The attic room at the Hotel Métropole was stuffy and a long way from the bathroom. But the Bartons were used to being thrown back on their own resources. Wasn’t that how they had ended up here? They were still the people they were before they lay on these hard twin beds, getting up each morning to eat salty toasted cheese sandwiches for breakfast and lobsters and langoustines for lunch, considered not extravagant but very standard local fare. Scrupulous cleanliness was the norm and they were treated with warmth and cordiality by the Portuguese at the hotel, in the cafés, in the shops.

Like Rome, Lisbon was a city on seven hills. After it was destroyed by the great earthquake of 1755, the architecture that rose from the ruins was bold and uniform in style, the best the eighteenth century could offer. Set back from the Tagus waterfront behind a wide square with a horseman statue was a triumphal arch with colonnaded building forming wings to either side, reminiscent of the Rue de Rivoli in Paris. In its way, the city was as self-confident and beguiling as Paris. It even had its Champs Elysée: the magnificent tree-lined Avenida de la Liberdade.

On display in the stores of the Rua Augusta was an abundance of goods and food, much of it imported: McVitie’s biscuits from England, Haig whisky from Scotland, German stollen cakes made with marzipan. Newspapers with all the familiar titles, the Daily Mail from London, the Herald and France Soir from Paris, the Deutsche Allgemeine Zeitung, squashed together into the racks in similar proportion to the displaced persons in the cafés. The British Embassy was next to the building that housed the German Legation, which left the Union Jack fluttering with authority only a few hundred yards from the Nazi swastika.


At night, Lisbon possessed a rare beauty. Light danced from shops and houses; churches and palaces were floodlit like stage sets. The streets were full with a sense of happiness until three in the morning. The clubs oozed American dance music. It was all too possible to mistake it for a safe haven, a place of excitement and adventure. When they heard gunfire as they walked through a side street, on the second night, they cowered against a wall but no advance troops appeared. The next day they were told that what they had most likely heard was the beating of carpets. A local law forbade the practice between the hours of nine a.m. and midnight, so those householders who abhorred early rising beat their carpets in the party hours.
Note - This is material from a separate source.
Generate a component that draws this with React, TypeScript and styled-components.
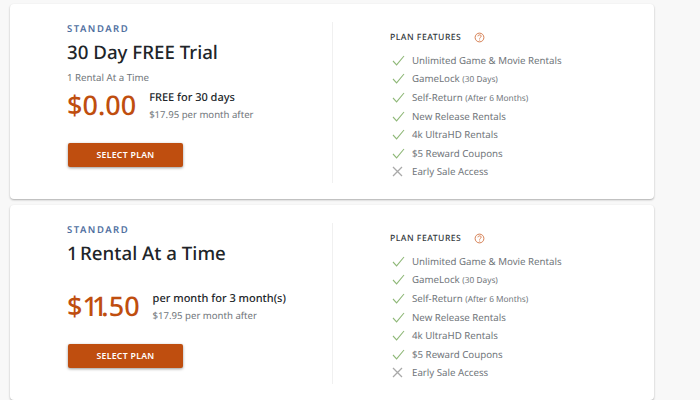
import React from 'react';
import styled, { createGlobalStyle } from 'styled-components';

const GlobalStyle = createGlobalStyle`
  html, body {
    margin: 0;
    padding: 0;
    height: 400px;
    overflow: hidden;
    background: #f8f8f8;
    font-family: "Noto Sans", "Open Sans", sans-serif;
    text-rendering: geometricPrecision;
  }
`;

const features = [
  { label: 'Unlimited Game & Movie Rentals', on: true },
  { label: 'GameLock', note: '(30 Days)', on: true },
  { label: 'Self-Return', note: '(After 6 Months)', on: true },
  { label: 'New Release Rentals', on: true },
  { label: '4k UltraHD Rentals', on: true },
  { label: '$5 Reward Coupons', on: true },
  { label: 'Early Sale Access', on: false },
];

const Check = () => (
  <svg width="13" height="11" viewBox="0 0 13 11" fill="none" stroke="#8fb878" strokeWidth="1.1">
    <path d="M1 6l3.6 3.8L12 1" />
  </svg>
);

const Cross = () => (
  <svg width="11" height="11" viewBox="0 0 11 11" fill="none" stroke="#a9a9a9" strokeWidth="1.3">
    <path d="M1 1l9 9M10 1l-9 9" />
  </svg>
);

const Help = () => (
  <svg width="11" height="11" viewBox="0 0 11 11" fill="none" stroke="#d0703f" strokeWidth="0.9">
    <circle cx="5.5" cy="5.5" r="4.4" />
    <path d="M3.9 4.3c.2-1 .9-1.4 1.7-1.4 1 0 1.6.6 1.6 1.3 0 1.1-1.6 1.2-1.6 2.4" />
    <path d="M5.6 7.6v.9" />
  </svg>
);

type PlanProps = {
  title: React.ReactNode;
  subtitle?: string;
  price: React.ReactNode;
  headline: string;
  after: string;
};

const Plan = ({ title, subtitle, price, headline, after }: PlanProps) => (
  <Card>
    <Left>
      <Tier>STANDARD</Tier>
      <Title>{title}</Title>
      <Subtitle>{subtitle}</Subtitle>
      <PriceRow>
        <Price>{price}</Price>
        <PriceInfo>
          <Headline>{headline}</Headline>
          <After>{after}</After>
        </PriceInfo>
      </PriceRow>
      <SelectButton>SELECT PLAN</SelectButton>
    </Left>
    <Right>
      <FeatureHead>
        PLAN FEATURES
        <Help />
      </FeatureHead>
      <FeatureList>
        {features.map((f) => (
          <Feature key={f.label}>
            <IconSlot>{f.on ? <Check /> : <Cross />}</IconSlot>
            <span>
              {f.label} {f.note && <Note>{f.note}</Note>}
            </span>
          </Feature>
        ))}
      </FeatureList>
    </Right>
  </Card>
);

const App = () => (
  <Page>
    <GlobalStyle />
    <Plan
      title="30 Day FREE Trial"
      subtitle="1 Rental At a Time"
      price="$0.00"
      headline="FREE for 30 days"
      after="$17.95 per month after"
    />
    <Plan
      title={
        <>
          <NarrowOne $tight="-2.5px">1</NarrowOne> Rental At a Time
        </>
      }
      price={
        <>
          $<NarrowOne $tight="-6px">11</NarrowOne>.50
        </>
      }
      headline="per month for 3 month(s)"
      after="$17.95 per month after"
    />
  </Page>
);

export default App;

const Page = styled.div`
  width: 644px;
  padding: 4px 46px 0 10px;
  display: flex;
  flex-direction: column;
  gap: 6px;
`;

const Card = styled.div`
  height: 195px;
  flex: none;
  box-sizing: border-box;
  padding: 18px 0 16px;
  background: #fff;
  border-radius: 4px;
  box-shadow: 0 1px 2px rgba(0, 0, 0, 0.3);
  display: grid;
  grid-template-columns: 323px 1fr;
`;

const Left = styled.div`
  padding-left: 57px;
  border-right: 1px solid #f0f0f0;
  display: flex;
  flex-direction: column;
  align-items: flex-start;
`;

const Tier = styled.div`
  font-size: 9.5px;
  line-height: 14px;
  font-weight: 600;
  letter-spacing: 1.5px;
  color: #4f6f9f;
`;

const Title = styled.div`
  margin-top: 4px;
  font-size: 18.7px;
  line-height: 26px;
  font-weight: 500;
  color: #212529;
`;

const Subtitle = styled.div`
  margin-top: 4px;
  height: 16px;
  font-size: 9.7px;
  line-height: 16px;
  color: #70757a;
`;

const PriceRow = styled.div`
  display: flex;
  align-items: center;
  gap: 13px;
  height: 42px;
  margin-top: -2px;
`;

const Price = styled.div`
  font-size: 27px;
  font-weight: 500;
  line-height: 42px;
  color: #bf4e0f;
`;

const NarrowOne = styled.span<{ $tight: string }>`
  letter-spacing: ${(props) => props.$tight};
`;

const PriceInfo = styled.div`
  display: flex;
  flex-direction: column;
  gap: 3px;
  padding-top: 2px;
`;

const Headline = styled.div`
  font-size: 11px;
  line-height: 14px;
  font-weight: 500;
  color: #212529;
`;

const After = styled.div`
  font-size: 9.6px;
  line-height: 14px;
  color: #70757a;
`;

const SelectButton = styled.button`
  margin: 17px 0 0 1px;
  width: 115px;
  height: 24px;
  padding: 0;
  border: 0;
  border-radius: 2px;
  background: #bf4e0f;
  box-shadow: 0 1px 3px rgba(0, 0, 0, 0.4);
  color: #fff;
  font-family: inherit;
  font-size: 8.7px;
  font-weight: 600;
  letter-spacing: 0.3px;
`;

const Right = styled.div`
  padding: 9px 0 0 57px;
`;

const FeatureHead = styled.div`
  display: flex;
  align-items: center;
  gap: 13px;
  font-size: 8.6px;
  line-height: 12px;
  font-weight: 500;
  letter-spacing: 0.5px;
  color: #343a40;
`;

const FeatureList = styled.div`
  margin-top: 8px;
  display: flex;
  flex-direction: column;
`;

const Feature = styled.div`
  display: flex;
  align-items: center;
  height: 18.6px;
  font-size: 9.7px;
  color: #70757a;
`;

const IconSlot = styled.span`
  width: 22px;
  padding-left: 2px;
  box-sizing: border-box;
  display: flex;
  align-items: center;
`;

const Note = styled.span`
  font-size: 8.3px;
`;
300 Days of Sun is available through all good bookshops and on Amazon - link here.

From HarperCollins US catalog: "Deborah Lawrenson’s mesmerizing novel transports readers to a sunny Portuguese town with a shadowy past—where two women, decades apart, are drawn into a dark game of truth and lies that still haunts the shifting sea marshes.

Traveling to Faro, Portugal, journalist Joanna Millard hopes to escape an unsatisfying relationship and a stalled career. Faro is an enchanting town, and the seaside views are enhanced by the company of Nathan Emberlin, a charismatic younger man. But beneath the crumbling façade of Moorish buildings, Joanna soon realizes, Faro has a seedy underbelly, its economy compromised by corruption and wartime spoils. And Nathan has an ulterior motive for seeking her company: he is determined to discover the truth involving a child’s kidnapping that may have taken place on this dramatic coastline over two decades ago.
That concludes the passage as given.